[Material provided start]

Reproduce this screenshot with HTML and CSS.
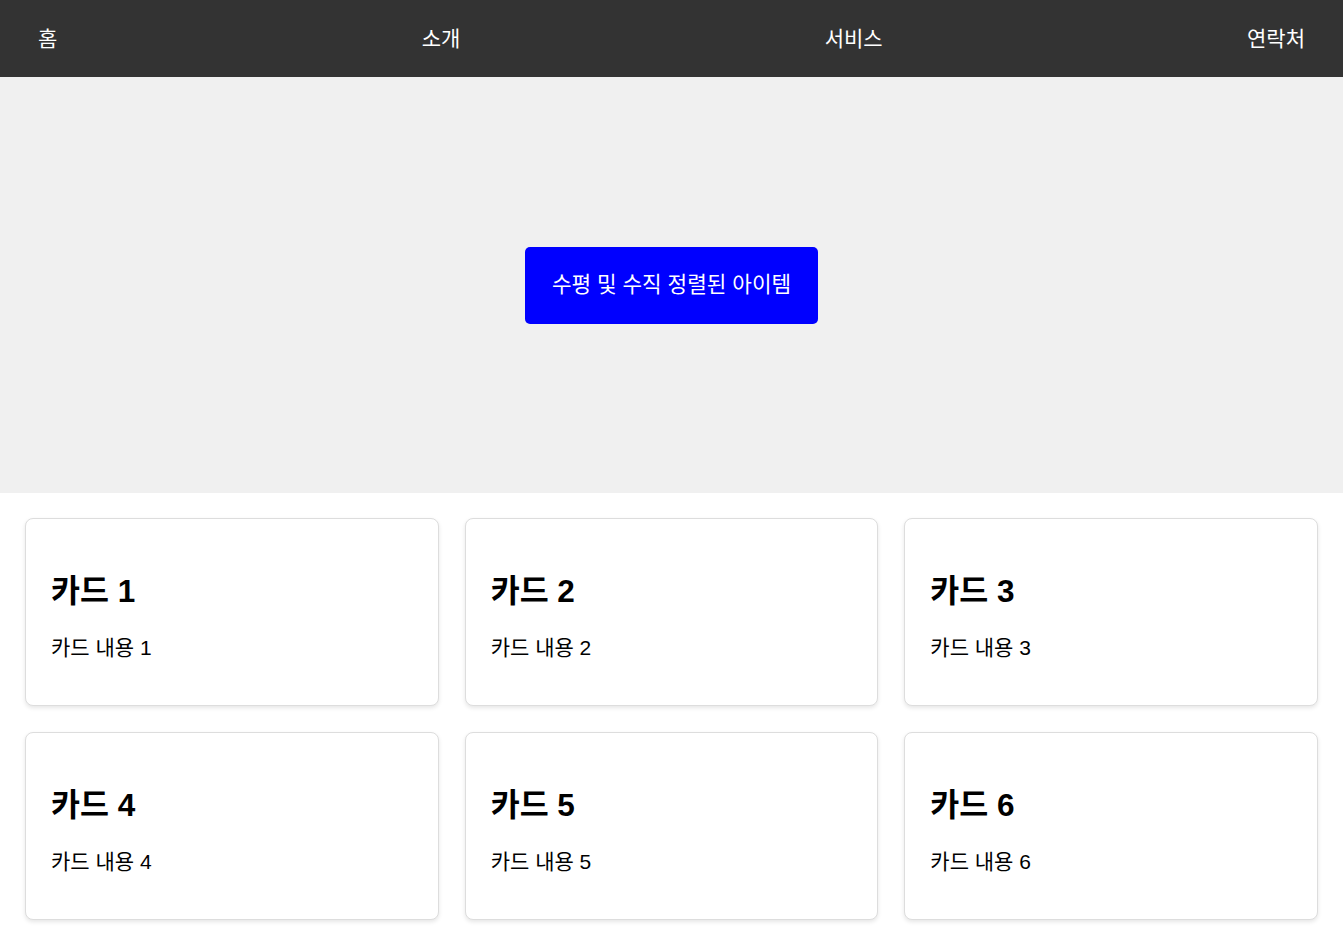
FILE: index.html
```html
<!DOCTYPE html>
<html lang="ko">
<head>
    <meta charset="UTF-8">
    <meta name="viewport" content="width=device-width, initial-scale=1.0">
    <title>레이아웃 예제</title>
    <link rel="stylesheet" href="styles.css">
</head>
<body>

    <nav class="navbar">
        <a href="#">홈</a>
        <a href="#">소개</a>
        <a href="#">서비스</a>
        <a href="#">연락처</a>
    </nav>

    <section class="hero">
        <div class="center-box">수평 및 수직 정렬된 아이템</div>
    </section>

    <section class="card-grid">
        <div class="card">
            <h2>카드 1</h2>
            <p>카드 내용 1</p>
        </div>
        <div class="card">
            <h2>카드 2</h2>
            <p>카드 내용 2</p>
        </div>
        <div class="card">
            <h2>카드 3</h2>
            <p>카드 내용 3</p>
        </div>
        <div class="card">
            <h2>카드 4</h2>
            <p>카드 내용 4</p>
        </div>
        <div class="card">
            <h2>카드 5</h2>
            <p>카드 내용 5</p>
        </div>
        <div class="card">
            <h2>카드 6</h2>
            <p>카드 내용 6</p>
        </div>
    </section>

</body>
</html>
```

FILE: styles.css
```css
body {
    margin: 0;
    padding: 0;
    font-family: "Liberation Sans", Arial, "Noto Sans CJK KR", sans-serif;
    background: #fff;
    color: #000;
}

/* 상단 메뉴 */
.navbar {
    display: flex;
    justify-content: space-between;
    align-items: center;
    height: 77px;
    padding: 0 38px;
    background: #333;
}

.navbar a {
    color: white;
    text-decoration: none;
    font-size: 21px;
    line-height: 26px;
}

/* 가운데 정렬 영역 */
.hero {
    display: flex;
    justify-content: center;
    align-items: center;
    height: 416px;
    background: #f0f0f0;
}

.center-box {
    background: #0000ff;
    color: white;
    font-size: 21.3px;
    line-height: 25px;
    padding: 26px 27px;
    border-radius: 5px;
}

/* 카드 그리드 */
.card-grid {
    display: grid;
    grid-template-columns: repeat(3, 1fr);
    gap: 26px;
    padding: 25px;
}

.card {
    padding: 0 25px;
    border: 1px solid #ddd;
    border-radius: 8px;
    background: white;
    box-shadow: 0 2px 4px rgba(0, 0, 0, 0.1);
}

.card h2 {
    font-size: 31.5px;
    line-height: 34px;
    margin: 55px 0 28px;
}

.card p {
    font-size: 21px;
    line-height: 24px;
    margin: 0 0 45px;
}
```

[Material provided end]

_Problem to work on_. Leave every image out, and retype the material exactly.

_Exercise response_.
Reproduce this screenshot with HTML and CSS.
FILE: index.html
```html
<!DOCTYPE html>
<html lang="ko">
<head>
    <meta charset="UTF-8">
    <meta name="viewport" content="width=device-width, initial-scale=1.0">
    <title>레이아웃 예제</title>
    <link rel="stylesheet" href="styles.css">
</head>
<body>

    <nav class="navbar">
        <a href="#">홈</a>
        <a href="#">소개</a>
        <a href="#">서비스</a>
        <a href="#">연락처</a>
    </nav>

    <section class="hero">
        <div class="center-box">수평 및 수직 정렬된 아이템</div>
    </section>

    <section class="card-grid">
        <div class="card">
            <h2>카드 1</h2>
            <p>카드 내용 1</p>
        </div>
        <div class="card">
            <h2>카드 2</h2>
            <p>카드 내용 2</p>
        </div>
        <div class="card">
            <h2>카드 3</h2>
            <p>카드 내용 3</p>
        </div>
        <div class="card">
            <h2>카드 4</h2>
            <p>카드 내용 4</p>
        </div>
        <div class="card">
            <h2>카드 5</h2>
            <p>카드 내용 5</p>
        </div>
        <div class="card">
            <h2>카드 6</h2>
            <p>카드 내용 6</p>
        </div>
    </section>

</body>
</html>
```

FILE: styles.css
```css
body {
    margin: 0;
    padding: 0;
    font-family: "Liberation Sans", Arial, "Noto Sans CJK KR", sans-serif;
    background: #fff;
    color: #000;
}

/* 상단 메뉴 */
.navbar {
    display: flex;
    justify-content: space-between;
    align-items: center;
    height: 77px;
    padding: 0 38px;
    background: #333;
}

.navbar a {
    color: white;
    text-decoration: none;
    font-size: 21px;
    line-height: 26px;
}

/* 가운데 정렬 영역 */
.hero {
    display: flex;
    justify-content: center;
    align-items: center;
    height: 416px;
    background: #f0f0f0;
}

.center-box {
    background: #0000ff;
    color: white;
    font-size: 21.3px;
    line-height: 25px;
    padding: 26px 27px;
    border-radius: 5px;
}

/* 카드 그리드 */
.card-grid {
    display: grid;
    grid-template-columns: repeat(3, 1fr);
    gap: 26px;
    padding: 25px;
}

.card {
    padding: 0 25px;
    border: 1px solid #ddd;
    border-radius: 8px;
    background: white;
    box-shadow: 0 2px 4px rgba(0, 0, 0, 0.1);
}

.card h2 {
    font-size: 31.5px;
    line-height: 34px;
    margin: 55px 0 28px;
}

.card p {
    font-size: 21px;
    line-height: 24px;
    margin: 0 0 45px;
}
```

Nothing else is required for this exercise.